* [EXERCISE GOAL]
Look for the string "React" in every line, and copy each line that has it.

-- Start --

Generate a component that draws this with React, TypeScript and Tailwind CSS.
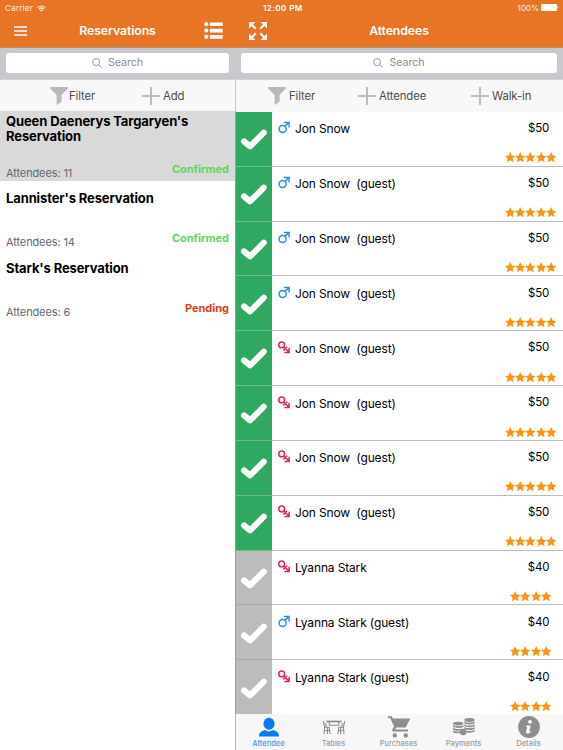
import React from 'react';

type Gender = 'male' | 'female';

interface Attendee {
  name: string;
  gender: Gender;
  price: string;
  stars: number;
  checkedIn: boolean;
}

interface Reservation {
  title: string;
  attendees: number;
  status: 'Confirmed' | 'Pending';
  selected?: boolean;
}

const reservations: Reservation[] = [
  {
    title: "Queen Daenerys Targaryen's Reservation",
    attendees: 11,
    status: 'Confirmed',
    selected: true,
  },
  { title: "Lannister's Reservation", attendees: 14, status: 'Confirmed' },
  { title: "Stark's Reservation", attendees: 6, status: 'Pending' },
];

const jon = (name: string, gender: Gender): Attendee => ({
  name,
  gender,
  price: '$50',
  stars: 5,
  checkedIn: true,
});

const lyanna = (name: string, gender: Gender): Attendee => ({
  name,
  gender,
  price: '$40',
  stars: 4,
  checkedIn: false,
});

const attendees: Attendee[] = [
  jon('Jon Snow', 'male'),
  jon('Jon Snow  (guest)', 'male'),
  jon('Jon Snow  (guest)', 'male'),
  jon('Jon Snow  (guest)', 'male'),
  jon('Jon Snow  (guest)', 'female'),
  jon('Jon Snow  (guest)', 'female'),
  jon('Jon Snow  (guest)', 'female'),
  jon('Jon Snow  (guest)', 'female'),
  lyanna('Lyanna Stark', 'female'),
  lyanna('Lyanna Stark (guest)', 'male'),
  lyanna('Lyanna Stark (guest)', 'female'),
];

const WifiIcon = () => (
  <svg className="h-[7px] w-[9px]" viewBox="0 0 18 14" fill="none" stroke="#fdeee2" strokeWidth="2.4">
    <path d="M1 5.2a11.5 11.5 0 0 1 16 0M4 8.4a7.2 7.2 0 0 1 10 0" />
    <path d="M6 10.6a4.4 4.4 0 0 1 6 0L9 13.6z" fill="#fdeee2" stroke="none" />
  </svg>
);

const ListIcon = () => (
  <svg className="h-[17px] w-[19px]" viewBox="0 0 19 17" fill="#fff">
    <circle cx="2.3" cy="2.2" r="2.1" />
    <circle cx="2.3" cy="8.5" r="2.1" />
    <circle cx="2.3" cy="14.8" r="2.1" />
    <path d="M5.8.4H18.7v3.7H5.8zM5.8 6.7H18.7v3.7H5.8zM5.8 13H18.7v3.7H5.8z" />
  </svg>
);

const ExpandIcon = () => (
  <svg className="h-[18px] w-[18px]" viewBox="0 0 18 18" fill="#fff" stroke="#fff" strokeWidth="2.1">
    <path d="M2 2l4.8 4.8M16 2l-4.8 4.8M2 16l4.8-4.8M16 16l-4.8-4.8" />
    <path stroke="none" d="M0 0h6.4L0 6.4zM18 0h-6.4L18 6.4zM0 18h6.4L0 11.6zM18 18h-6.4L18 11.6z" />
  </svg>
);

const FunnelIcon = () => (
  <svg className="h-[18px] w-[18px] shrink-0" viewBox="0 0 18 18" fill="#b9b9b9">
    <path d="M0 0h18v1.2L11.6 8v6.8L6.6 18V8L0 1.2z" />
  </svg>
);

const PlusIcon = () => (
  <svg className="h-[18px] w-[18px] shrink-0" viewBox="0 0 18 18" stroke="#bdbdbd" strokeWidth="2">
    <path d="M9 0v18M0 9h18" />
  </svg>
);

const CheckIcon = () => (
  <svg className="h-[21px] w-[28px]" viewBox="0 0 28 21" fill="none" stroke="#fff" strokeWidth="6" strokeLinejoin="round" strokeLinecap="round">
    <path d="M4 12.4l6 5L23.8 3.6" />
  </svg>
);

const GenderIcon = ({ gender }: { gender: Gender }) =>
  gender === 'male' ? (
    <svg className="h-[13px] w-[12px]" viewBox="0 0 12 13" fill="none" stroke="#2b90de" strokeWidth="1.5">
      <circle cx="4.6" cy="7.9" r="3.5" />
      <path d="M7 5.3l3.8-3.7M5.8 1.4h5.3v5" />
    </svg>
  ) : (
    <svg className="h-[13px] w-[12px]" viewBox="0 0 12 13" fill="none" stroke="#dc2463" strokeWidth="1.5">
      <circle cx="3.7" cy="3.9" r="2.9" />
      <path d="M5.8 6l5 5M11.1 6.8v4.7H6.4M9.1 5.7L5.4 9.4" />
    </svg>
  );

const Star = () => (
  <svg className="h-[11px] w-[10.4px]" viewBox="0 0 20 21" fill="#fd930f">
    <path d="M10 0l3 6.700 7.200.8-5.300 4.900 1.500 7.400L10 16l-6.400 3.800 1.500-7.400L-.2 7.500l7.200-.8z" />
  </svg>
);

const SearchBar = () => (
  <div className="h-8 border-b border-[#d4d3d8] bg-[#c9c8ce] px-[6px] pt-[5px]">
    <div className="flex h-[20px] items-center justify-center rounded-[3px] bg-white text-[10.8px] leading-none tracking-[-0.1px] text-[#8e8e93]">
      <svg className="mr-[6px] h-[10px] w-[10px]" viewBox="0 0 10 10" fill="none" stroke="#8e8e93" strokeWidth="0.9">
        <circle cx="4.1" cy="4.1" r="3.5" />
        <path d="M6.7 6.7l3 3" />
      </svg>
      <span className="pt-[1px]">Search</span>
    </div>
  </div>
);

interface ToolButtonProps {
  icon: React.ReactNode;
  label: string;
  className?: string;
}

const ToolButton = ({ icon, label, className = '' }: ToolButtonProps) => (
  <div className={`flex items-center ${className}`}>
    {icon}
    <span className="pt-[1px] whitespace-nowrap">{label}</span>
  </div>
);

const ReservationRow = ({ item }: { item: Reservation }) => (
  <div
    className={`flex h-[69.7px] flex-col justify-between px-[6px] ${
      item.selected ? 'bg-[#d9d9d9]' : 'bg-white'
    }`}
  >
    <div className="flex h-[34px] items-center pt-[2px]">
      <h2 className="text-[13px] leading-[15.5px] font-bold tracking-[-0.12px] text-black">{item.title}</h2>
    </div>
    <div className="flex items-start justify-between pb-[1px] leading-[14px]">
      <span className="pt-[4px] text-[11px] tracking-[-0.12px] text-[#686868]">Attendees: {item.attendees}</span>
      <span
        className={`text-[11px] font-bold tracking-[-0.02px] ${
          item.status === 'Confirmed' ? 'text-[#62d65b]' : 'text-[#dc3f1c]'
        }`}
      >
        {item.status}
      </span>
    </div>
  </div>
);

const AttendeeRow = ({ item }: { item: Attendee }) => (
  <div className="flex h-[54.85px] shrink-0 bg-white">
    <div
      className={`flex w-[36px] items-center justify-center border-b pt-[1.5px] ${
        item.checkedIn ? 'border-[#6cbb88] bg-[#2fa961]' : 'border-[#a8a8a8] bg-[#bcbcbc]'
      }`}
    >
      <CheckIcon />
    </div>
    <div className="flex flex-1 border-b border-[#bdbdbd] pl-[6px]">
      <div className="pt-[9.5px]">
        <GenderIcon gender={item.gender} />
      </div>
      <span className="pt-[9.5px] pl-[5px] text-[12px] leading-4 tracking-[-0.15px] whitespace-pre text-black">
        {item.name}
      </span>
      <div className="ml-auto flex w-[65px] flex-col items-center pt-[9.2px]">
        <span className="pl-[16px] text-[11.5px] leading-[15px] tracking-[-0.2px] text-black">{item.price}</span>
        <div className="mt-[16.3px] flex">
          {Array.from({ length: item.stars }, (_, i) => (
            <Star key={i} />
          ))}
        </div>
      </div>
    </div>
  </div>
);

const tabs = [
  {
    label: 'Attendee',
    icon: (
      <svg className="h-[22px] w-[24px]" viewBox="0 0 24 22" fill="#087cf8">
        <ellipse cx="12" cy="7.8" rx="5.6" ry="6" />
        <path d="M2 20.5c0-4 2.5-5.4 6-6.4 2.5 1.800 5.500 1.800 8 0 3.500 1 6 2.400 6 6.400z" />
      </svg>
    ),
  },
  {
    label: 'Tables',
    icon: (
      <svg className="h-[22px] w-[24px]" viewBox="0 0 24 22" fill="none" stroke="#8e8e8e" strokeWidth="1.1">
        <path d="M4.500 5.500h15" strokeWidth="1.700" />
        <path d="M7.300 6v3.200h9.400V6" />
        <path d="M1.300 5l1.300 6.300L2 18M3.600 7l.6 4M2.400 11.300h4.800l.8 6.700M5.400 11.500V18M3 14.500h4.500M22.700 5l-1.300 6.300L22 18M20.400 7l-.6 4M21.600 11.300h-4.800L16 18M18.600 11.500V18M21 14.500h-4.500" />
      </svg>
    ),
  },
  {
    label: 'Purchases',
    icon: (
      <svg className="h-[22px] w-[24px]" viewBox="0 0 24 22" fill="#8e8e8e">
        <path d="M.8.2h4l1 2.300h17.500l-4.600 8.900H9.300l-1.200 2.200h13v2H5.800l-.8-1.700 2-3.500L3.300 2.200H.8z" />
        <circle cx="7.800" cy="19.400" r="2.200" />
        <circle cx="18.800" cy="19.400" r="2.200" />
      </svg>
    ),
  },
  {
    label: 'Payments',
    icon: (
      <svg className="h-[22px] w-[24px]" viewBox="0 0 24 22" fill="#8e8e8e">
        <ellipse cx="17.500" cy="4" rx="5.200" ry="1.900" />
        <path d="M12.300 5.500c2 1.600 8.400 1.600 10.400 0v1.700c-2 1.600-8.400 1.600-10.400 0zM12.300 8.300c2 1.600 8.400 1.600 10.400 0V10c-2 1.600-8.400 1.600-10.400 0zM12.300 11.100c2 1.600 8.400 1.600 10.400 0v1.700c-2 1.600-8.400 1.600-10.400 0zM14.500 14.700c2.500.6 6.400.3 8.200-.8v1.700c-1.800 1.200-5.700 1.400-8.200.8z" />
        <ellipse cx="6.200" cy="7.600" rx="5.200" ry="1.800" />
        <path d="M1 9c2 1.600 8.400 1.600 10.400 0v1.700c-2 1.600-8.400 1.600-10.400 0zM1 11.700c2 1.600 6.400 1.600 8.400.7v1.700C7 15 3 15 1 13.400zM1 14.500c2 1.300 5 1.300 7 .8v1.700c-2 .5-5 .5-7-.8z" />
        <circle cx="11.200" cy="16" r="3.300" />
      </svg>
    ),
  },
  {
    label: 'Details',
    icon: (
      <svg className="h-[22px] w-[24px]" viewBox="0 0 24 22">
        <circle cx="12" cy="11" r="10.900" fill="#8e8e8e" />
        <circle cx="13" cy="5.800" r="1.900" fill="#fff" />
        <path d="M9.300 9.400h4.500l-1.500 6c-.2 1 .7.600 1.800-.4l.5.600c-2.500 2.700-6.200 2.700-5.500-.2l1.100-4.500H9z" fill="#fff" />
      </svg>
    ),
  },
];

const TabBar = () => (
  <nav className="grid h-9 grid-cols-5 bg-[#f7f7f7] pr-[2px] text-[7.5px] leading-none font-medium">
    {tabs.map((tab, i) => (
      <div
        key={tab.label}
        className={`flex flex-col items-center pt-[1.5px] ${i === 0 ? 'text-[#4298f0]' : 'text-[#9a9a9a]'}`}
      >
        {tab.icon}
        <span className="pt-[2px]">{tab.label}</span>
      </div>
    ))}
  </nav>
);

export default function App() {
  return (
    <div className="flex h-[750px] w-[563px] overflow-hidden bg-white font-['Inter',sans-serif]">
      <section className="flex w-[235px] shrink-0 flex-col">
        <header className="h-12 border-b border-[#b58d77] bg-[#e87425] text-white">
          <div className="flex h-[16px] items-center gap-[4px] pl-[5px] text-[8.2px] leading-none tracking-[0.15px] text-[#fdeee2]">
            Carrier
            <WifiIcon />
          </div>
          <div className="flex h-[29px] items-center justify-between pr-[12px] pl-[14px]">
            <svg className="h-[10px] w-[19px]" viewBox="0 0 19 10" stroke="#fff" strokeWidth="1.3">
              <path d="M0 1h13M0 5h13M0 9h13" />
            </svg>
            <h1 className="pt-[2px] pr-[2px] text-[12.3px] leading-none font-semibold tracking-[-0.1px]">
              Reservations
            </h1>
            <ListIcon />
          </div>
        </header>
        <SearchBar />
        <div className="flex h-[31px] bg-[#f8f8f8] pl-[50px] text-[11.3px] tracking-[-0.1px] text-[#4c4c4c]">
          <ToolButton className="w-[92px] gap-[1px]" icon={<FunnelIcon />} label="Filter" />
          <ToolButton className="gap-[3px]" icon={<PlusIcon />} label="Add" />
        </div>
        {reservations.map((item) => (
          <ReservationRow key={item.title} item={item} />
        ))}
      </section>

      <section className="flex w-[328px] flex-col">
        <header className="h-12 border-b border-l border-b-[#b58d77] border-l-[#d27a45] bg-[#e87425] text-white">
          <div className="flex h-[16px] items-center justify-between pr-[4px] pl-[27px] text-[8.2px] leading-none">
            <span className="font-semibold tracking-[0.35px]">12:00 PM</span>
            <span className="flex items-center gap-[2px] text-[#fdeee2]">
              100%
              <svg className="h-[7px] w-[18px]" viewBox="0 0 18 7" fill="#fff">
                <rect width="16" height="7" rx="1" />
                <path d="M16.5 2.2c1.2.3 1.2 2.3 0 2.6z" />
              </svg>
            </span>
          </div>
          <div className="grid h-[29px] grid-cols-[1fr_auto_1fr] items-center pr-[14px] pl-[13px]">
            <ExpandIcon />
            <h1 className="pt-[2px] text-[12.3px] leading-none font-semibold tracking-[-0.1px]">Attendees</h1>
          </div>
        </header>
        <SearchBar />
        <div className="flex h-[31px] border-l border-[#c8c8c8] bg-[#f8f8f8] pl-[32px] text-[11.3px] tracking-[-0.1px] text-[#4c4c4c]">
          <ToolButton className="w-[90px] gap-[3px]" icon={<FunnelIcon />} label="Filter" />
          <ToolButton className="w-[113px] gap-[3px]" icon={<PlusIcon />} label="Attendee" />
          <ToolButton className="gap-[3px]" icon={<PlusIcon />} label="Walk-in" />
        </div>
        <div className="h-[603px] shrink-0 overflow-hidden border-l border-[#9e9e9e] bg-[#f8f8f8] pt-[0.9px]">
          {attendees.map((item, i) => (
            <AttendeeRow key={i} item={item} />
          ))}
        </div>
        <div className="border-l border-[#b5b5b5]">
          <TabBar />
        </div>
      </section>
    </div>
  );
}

-- End --

* [EXERCISE RESPONSE]
Generate a component that draws this with React, TypeScript and Tailwind CSS.
import React from 'react';
  icon: React.ReactNode;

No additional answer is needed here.